Als Zwangsarbeit gilt dabei nach der Definition des ILO-Übereinkommens 29 (1930, bestätigt 2014), "jede Art von Arbeit oder Dienstleistung, die von einer Person unter Androhung irgendeiner Strafe verlangt wird und für die sie sich nicht freiwillig zur Verfügung gestellt hat". Die Grenzen von Zwangsarbeit und Arbeitsausbeutung sind oft fließend und gehen mit der Zunahme der Ausnutzung der Hilflosigkeit oder Zwangslage eines Menschen einher. Meistens kommt beides zum Tragen in der Zwangsarbeit.

Hoher Profit – Geringes Risiko

Der Großteil der Zwangsarbeit findet in privaten Unternehmen und Haushalten statt. Aber in fast allen Branchen kann es zu Arbeitsausbeutung kommen. In Niedriglohnsektoren wie der Fleischindustrie, der Paketbranche, der Gastronomie, der Pflege oder der saisonalen Landwirtschaft besteht für migrantische Arbeitskräfte ein besonders hohes Risiko, ausgebeutet zu werden. Dabei sind die erwirtschafteten Profite enorm: Die ILO schätzte 2014, dass die jährlichen Gewinne bei weltweit über 150 Milliarden US-Dollar liegen.

Ausbeuter:innen müssen kaum fürchten, angeklagt und bestraft zu werden. Werden Menschen in ausbeuterischen Beschäftigungen entdeckt, werden sie in der Regel weder über ihre Rechte aufgeklärt noch als potenzielle Opfer gesehen. Nur wenige Fälle werden aufgeklärt. Oft werden die Betroffenen abgeschoben, ohne eine Chance zu bekommen, ihren ausstehenden Lohn einzuklagen.

Zwangsarbeit in globalen Lieferketten

Zahlreiche Studien sprechen für eine weite Verbreitung von Zwangsarbeit in globalen Lieferketten. Dabei kann es sich um Warenlieferketten wie Obst oder Gemüse aus der Landwirtschaft, um Kleidung, Handys, Computer oder Schmuck oder um Dienstleistungen wie Paketlieferungen oder Hausarbeit handeln. Wanderarbeiter:innen sind dabei besonders häufig von Zwangsarbeit betroffen, auch aufgrund unfairer und unethischer Anwerbepraktiken. Armut, restriktive Grenzpolitik, mangelnder Arbeitsschutz sowie Rassismus oder Diskriminierung aufgrund von Geschlecht, Sexualität, ethnischer Zugehörigkeit oder anderen sozialen Merkmalen sind u.a. Gründe dafür, dass migrantische Arbeitskräfte leichter zu Betroffenen von Zwangsarbeit in der globalen Wirtschaft werden.

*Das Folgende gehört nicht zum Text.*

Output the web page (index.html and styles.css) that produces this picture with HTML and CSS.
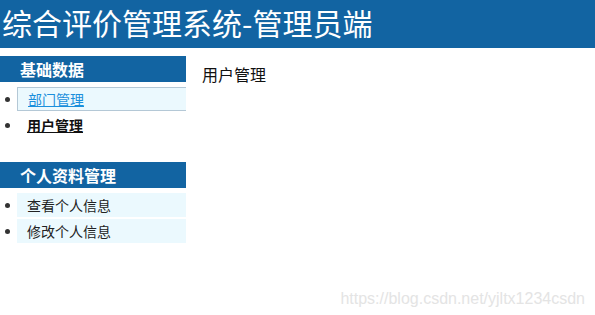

Migrant:innen sind besonders bedroht von Zwangsarbeit

Deutschland gehört zu den bedeutenden Zielländern für Arbeitsmigrant:innen. Die Zahl der Migrant:innen unter den Betroffenen von Zwangsarbeit ist deutlich höher als der Anteil der Migrant:innen an der gesamten Erwerbsbevölkerung. Weil ihre Qualifikationen nicht anerkannt werden oder ihnen eine Fachausbildung fehlt, besetzen migrantische Arbeitskräfte besonders Stellen im Niedriglohnsektor. Schon die Vermittlung kann ein Einfallstor für Menschenhandel, Ausbeutung und Zwangsarbeit sein. Denn diese Straftaten beginnen regelmäßig damit, dass Betroffene über Bedingungen und Entlohnung einer Arbeitsstelle getäuscht werden.

Im Zielland angekommen, kennen sie ihre Rechte nicht, sprechen nicht die Landessprache und haben kaum soziale Unterstützung oder Netzwerke. Menschen, die unter Zwang ausgebeutet werden, leben häufig auch isoliert, ihre Unterkünfte liegen oft weit entfernt oder direkt bei der Arbeitsstätte und unter der Kontrolle der Arbeitgeber:innen.

Die Abhängigkeit eines Menschen von der Arbeitsstelle, durch Armut, fehlende Aufenthalts- oder Arbeitserlaubnis, begünstigt vielfältige Formen von Zwang: Die systematische und willkürliche Vorenthaltung des Lohns, extreme Arbeitszeiten, Nötigung, Isolation, Entzug der Dokumente bis zu körperlicher Gewalt. Sie werden auch indirekt unter Druck gesetzt: So müssen migrantische Arbeitskräfte erhöhte Reise- oder Anwerbekosten abbezahlen oder ihnen wird mit Abschiebung gedroht.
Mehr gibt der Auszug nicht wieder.